TASK REQUIREMENTS - Set the data down again, exactly as it reads, but without the pictures.

## start

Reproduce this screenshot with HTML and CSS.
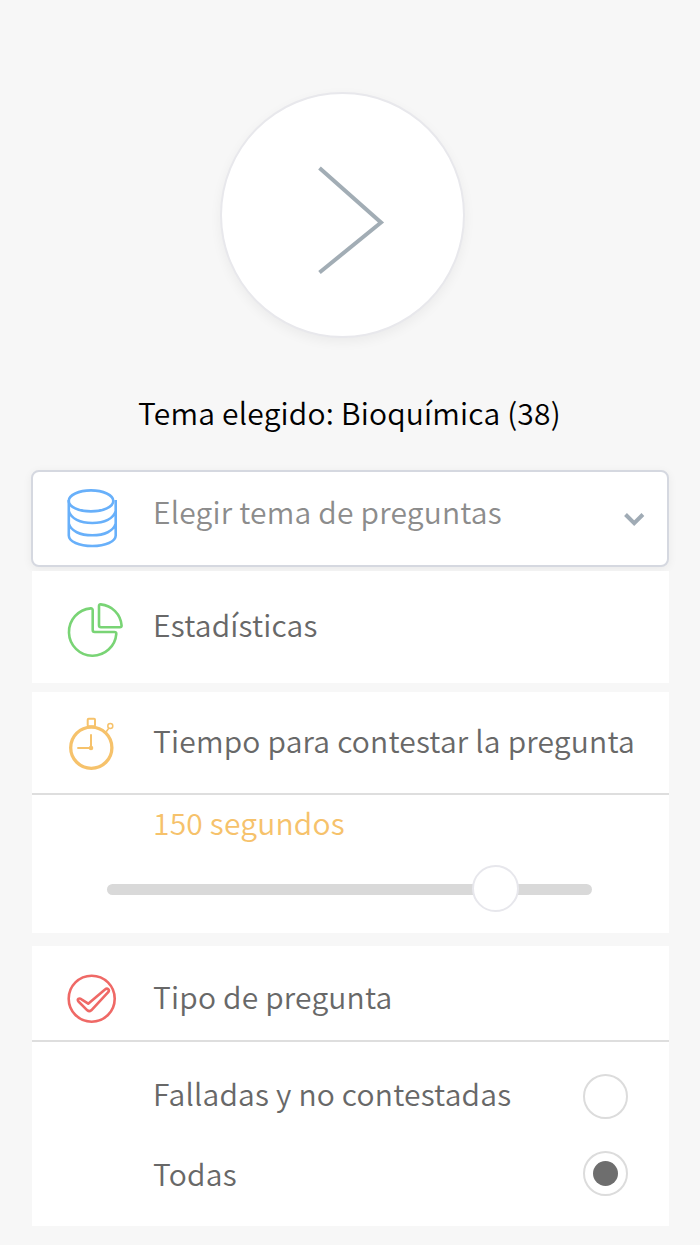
FILE: index.html
```html
<!DOCTYPE html>
<html lang="es">
<head>
<meta charset="utf-8">
<title>Preguntas</title>
<link rel="stylesheet" href="styles.css">
</head>
<body>
<main class="screen">
  <button class="start" aria-label="Empezar">
    <svg class="start-arrow" viewBox="0 0 72 112"><path d="M3.5 4L65 58.5L3.5 108.5"/></svg>
  </button>
  <h1 class="title">Tema elegido: Bioquímica (38)</h1>

  <div class="select row">
    <svg class="icon blue" viewBox="0 0 66 68"><ellipse cx="29" cy="16.900" rx="22.3" ry="10.5"/><path d="M6.800 16V51.5C6.800 57.500 17 62 30.300 62S53.700 57.500 53.700 51.500V16M6.800 27C9 34.500 18 39 30.300 39S51.500 34.500 53.700 27M6.800 39.500C9 47 18 51.300 30.300 51.300S51.500 47 53.700 39.500"/></svg>
    <span class="label">Elegir tema de preguntas</span>
    <svg class="chevron" viewBox="0 0 24 16"><path d="M3.500 3.500L12.200 12.200L20.900 3.500"/></svg>
  </div>

  <section class="card stats row">
    <svg class="icon green" viewBox="0 0 66 68"><path d="M30.700 14.300Q30.700 12.300 28.700 12.400A23.700 23.700 0 1 0 54.300 37.800Q54.400 36 52.400 36H32.700Q30.700 36 30.700 34Z"/><path d="M37 10Q37 8.300 38.700 8.400A23 23 0 0 1 59.600 29.600Q59.600 31.300 57.900 31.300H39Q37 31.300 37 29.300Z"/></svg>
    <span class="label">Estadísticas</span>
  </section>

  <section class="card time">
    <header class="row head">
      <svg class="icon orange" viewBox="0 0 66 68"><circle class="rim" cx="29.300" cy="35.700" r="20.600"/><rect x="25.700" y="6.700" width="7.300" height="7.500" rx="1"/><circle class="thin" cx="48.300" cy="14" r="2.500"/><path class="thin" d="M46.800 16.300L44.200 19.800"/><path d="M29 22.300V36H15.300"/><circle class="dot" cx="29" cy="36" r="1.300"/></svg>
      <span class="label">Tiempo para contestar la pregunta</span>
    </header>
    <div class="value">150 segundos</div>
    <div class="slider"><span class="thumb"></span></div>
  </section>

  <section class="card kind">
    <header class="row head">
      <svg class="icon red" viewBox="0 0 66 68"><circle cx="29.700" cy="30.700" r="23"/><path d="M19.500 31.300L26.200 35.700L43 21.500C45.500 19.500 48 21.800 46.200 24.200L29.300 42.300Q27.300 44 25.300 42.300L16.500 33.500C14.800 31.200 17 29.400 19.500 31.300Z"/></svg>
      <span class="label">Tipo de pregunta</span>
    </header>
    <div class="option">
      <span class="option-text">Falladas y no contestadas</span>
      <span class="radio"></span>
    </div>
    <div class="option last">
      <span class="option-text">Todas</span>
      <span class="radio checked"></span>
    </div>
  </section>
</main>
</body>
</html>
```
FILE: styles.css
```css
* { box-sizing: border-box; }
body {
  margin: 0;
  background: #f7f7f7;
  color: #686868;
  font: 350 30px/40px "Noto Sans CJK SC", "Noto Sans", sans-serif;
  letter-spacing: .19px;
}
.screen { height: 1245px; padding: 92px 31px 0 32px; overflow: hidden; }
svg { fill: none; flex: none; display: block; }
.start {
  display: flex;
  align-items: flex-start;
  width: 245px;
  height: 246px;
  margin: 0 0 0 188px;
  padding: 70px 0 0 94px;
  border: 2px solid #e8e8ec;
  border-radius: 50%;
  background: #fff;
  box-shadow: 0 4px 12px rgba(0, 0, 0, .05);
}
.start-arrow { width: 72px; height: 112px; stroke: #a2adb5; stroke-width: 4; }
.title {
  margin: 54px 0 0 106px;
  font: inherit;
  color: #000;
  white-space: nowrap;
}
.row { display: flex; align-items: flex-start; }
.label { margin-left: 25px; white-space: nowrap; }
.icon { width: 66px; height: 68px; margin-left: 30px; stroke-width: 2.6; stroke-linejoin: round; }
.blue { stroke: #68b0fa; }
.green { stroke: #79d475; }
.orange { stroke: #f6c26b; stroke-width: 2; }
.orange .rim { stroke-width: 3.3; }
.orange .thin { stroke-width: 1.5; }
.orange .dot { fill: #f6c26b; }
.red { stroke: #ef6966; }
.select {
  width: 638px;
  height: 97px;
  margin: 38px 0 0 -1px;
  padding-top: 12px;
  border: 2px solid #d5d8e0;
  border-radius: 8px;
  background: #fff;
  box-shadow: 0 2px 10px rgba(0, 0, 0, .06);
}
.select .icon { margin-left: 29px; }
.select .label { margin-top: 7px; color: #8c8c8c; }
.chevron { width: 24px; height: 16px; margin: 27px 21.5px 0 auto; stroke: #a0abb5; stroke-width: 4; }
.card { width: 636.5px; background: #fff; }
.stats { height: 112px; margin-top: 4px; padding-top: 25px; }
.stats .label { margin-top: 8px; }
.time { height: 241px; margin-top: 9px; }
.head { border-bottom: 2px solid #dedede; }
.time .head { height: 103px; padding-top: 20px; }
.time .label { margin-top: 8px; }
.value { margin: 7px 0 0 121px; color: #f6c26b; white-space: nowrap; }
.slider {
  display: flex;
  align-items: center;
  width: 485px;
  height: 11px;
  margin: 42px 0 0 74.5px;
  border-radius: 6px;
  background: #d9d9d9;
}
.thumb {
  flex: none;
  width: 47px;
  height: 47px;
  margin: 0 0 2px 365.5px;
  border: 2px solid #e7e7ec;
  border-radius: 50%;
  background: #fff;
}
.kind { height: 280px; margin-top: 13px; }
.kind .head { height: 95.5px; padding-top: 22px; }
.kind .label { margin-top: 8px; }
.option {
  display: flex;
  align-items: flex-start;
  justify-content: space-between;
  height: 45px;
  margin: 32.5px 41px 0 121px;
  white-space: nowrap;
}
.option.last { margin-top: 32px; }
.option-text { margin-top: -1px; }
.last .option-text { margin-top: 2px; }
.radio {
  display: grid;
  place-items: center;
  width: 45px;
  height: 45px;
  border: 2px solid #dcdcdc;
  border-radius: 50%;
}
.checked::after { content: ""; width: 25px; height: 25px; border-radius: 50%; background: #6e6e6e; }
```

## end

CORRECT RESULT -
Reproduce this screenshot with HTML and CSS.
FILE: index.html
```html
<!DOCTYPE html>
<html lang="es">
<head>
<meta charset="utf-8">
<title>Preguntas</title>
<link rel="stylesheet" href="styles.css">
</head>
<body>
<main class="screen">
  <button class="start" aria-label="Empezar">
    <svg class="start-arrow" viewBox="0 0 72 112"><path d="M3.5 4L65 58.5L3.5 108.5"/></svg>
  </button>
  <h1 class="title">Tema elegido: Bioquímica (38)</h1>

  <div class="select row">
    <svg class="icon blue" viewBox="0 0 66 68"><ellipse cx="29" cy="16.900" rx="22.3" ry="10.5"/><path d="M6.800 16V51.5C6.800 57.500 17 62 30.300 62S53.700 57.500 53.700 51.500V16M6.800 27C9 34.500 18 39 30.300 39S51.500 34.500 53.700 27M6.800 39.500C9 47 18 51.300 30.300 51.300S51.500 47 53.700 39.500"/></svg>
    <span class="label">Elegir tema de preguntas</span>
    <svg class="chevron" viewBox="0 0 24 16"><path d="M3.500 3.500L12.200 12.200L20.900 3.500"/></svg>
  </div>

  <section class="card stats row">
    <svg class="icon green" viewBox="0 0 66 68"><path d="M30.700 14.300Q30.700 12.300 28.700 12.400A23.700 23.700 0 1 0 54.300 37.800Q54.400 36 52.400 36H32.700Q30.700 36 30.700 34Z"/><path d="M37 10Q37 8.300 38.700 8.400A23 23 0 0 1 59.600 29.600Q59.600 31.300 57.900 31.300H39Q37 31.300 37 29.300Z"/></svg>
    <span class="label">Estadísticas</span>
  </section>

  <section class="card time">
    <header class="row head">
      <svg class="icon orange" viewBox="0 0 66 68"><circle class="rim" cx="29.300" cy="35.700" r="20.600"/><rect x="25.700" y="6.700" width="7.300" height="7.500" rx="1"/><circle class="thin" cx="48.300" cy="14" r="2.500"/><path class="thin" d="M46.800 16.300L44.200 19.800"/><path d="M29 22.300V36H15.300"/><circle class="dot" cx="29" cy="36" r="1.300"/></svg>
      <span class="label">Tiempo para contestar la pregunta</span>
    </header>
    <div class="value">150 segundos</div>
    <div class="slider"><span class="thumb"></span></div>
  </section>

  <section class="card kind">
    <header class="row head">
      <svg class="icon red" viewBox="0 0 66 68"><circle cx="29.700" cy="30.700" r="23"/><path d="M19.500 31.300L26.200 35.700L43 21.500C45.500 19.500 48 21.800 46.200 24.200L29.300 42.300Q27.300 44 25.300 42.300L16.500 33.500C14.800 31.200 17 29.400 19.500 31.300Z"/></svg>
      <span class="label">Tipo de pregunta</span>
    </header>
    <div class="option">
      <span class="option-text">Falladas y no contestadas</span>
      <span class="radio"></span>
    </div>
    <div class="option last">
      <span class="option-text">Todas</span>
      <span class="radio checked"></span>
    </div>
  </section>
</main>
</body>
</html>
```
FILE: styles.css
```css
* { box-sizing: border-box; }
body {
  margin: 0;
  background: #f7f7f7;
  color: #686868;
  font: 350 30px/40px "Noto Sans CJK SC", "Noto Sans", sans-serif;
  letter-spacing: .19px;
}
.screen { height: 1245px; padding: 92px 31px 0 32px; overflow: hidden; }
svg { fill: none; flex: none; display: block; }
.start {
  display: flex;
  align-items: flex-start;
  width: 245px;
  height: 246px;
  margin: 0 0 0 188px;
  padding: 70px 0 0 94px;
  border: 2px solid #e8e8ec;
  border-radius: 50%;
  background: #fff;
  box-shadow: 0 4px 12px rgba(0, 0, 0, .05);
}
.start-arrow { width: 72px; height: 112px; stroke: #a2adb5; stroke-width: 4; }
.title {
  margin: 54px 0 0 106px;
  font: inherit;
  color: #000;
  white-space: nowrap;
}
.row { display: flex; align-items: flex-start; }
.label { margin-left: 25px; white-space: nowrap; }
.icon { width: 66px; height: 68px; margin-left: 30px; stroke-width: 2.6; stroke-linejoin: round; }
.blue { stroke: #68b0fa; }
.green { stroke: #79d475; }
.orange { stroke: #f6c26b; stroke-width: 2; }
.orange .rim { stroke-width: 3.3; }
.orange .thin { stroke-width: 1.5; }
.orange .dot { fill: #f6c26b; }
.red { stroke: #ef6966; }
.select {
  width: 638px;
  height: 97px;
  margin: 38px 0 0 -1px;
  padding-top: 12px;
  border: 2px solid #d5d8e0;
  border-radius: 8px;
  background: #fff;
  box-shadow: 0 2px 10px rgba(0, 0, 0, .06);
}
.select .icon { margin-left: 29px; }
.select .label { margin-top: 7px; color: #8c8c8c; }
.chevron { width: 24px; height: 16px; margin: 27px 21.5px 0 auto; stroke: #a0abb5; stroke-width: 4; }
.card { width: 636.5px; background: #fff; }
.stats { height: 112px; margin-top: 4px; padding-top: 25px; }
.stats .label { margin-top: 8px; }
.time { height: 241px; margin-top: 9px; }
.head { border-bottom: 2px solid #dedede; }
.time .head { height: 103px; padding-top: 20px; }
.time .label { margin-top: 8px; }
.value { margin: 7px 0 0 121px; color: #f6c26b; white-space: nowrap; }
.slider {
  display: flex;
  align-items: center;
  width: 485px;
  height: 11px;
  margin: 42px 0 0 74.5px;
  border-radius: 6px;
  background: #d9d9d9;
}
.thumb {
  flex: none;
  width: 47px;
  height: 47px;
  margin: 0 0 2px 365.5px;
  border: 2px solid #e7e7ec;
  border-radius: 50%;
  background: #fff;
}
.kind { height: 280px; margin-top: 13px; }
.kind .head { height: 95.5px; padding-top: 22px; }
.kind .label { margin-top: 8px; }
.option {
  display: flex;
  align-items: flex-start;
  justify-content: space-between;
  height: 45px;
  margin: 32.5px 41px 0 121px;
  white-space: nowrap;
}
.option.last { margin-top: 32px; }
.option-text { margin-top: -1px; }
.last .option-text { margin-top: 2px; }
.radio {
  display: grid;
  place-items: center;
  width: 45px;
  height: 45px;
  border: 2px solid #dcdcdc;
  border-radius: 50%;
}
.checked::after { content: ""; width: 25px; height: 25px; border-radius: 50%; background: #6e6e6e; }
```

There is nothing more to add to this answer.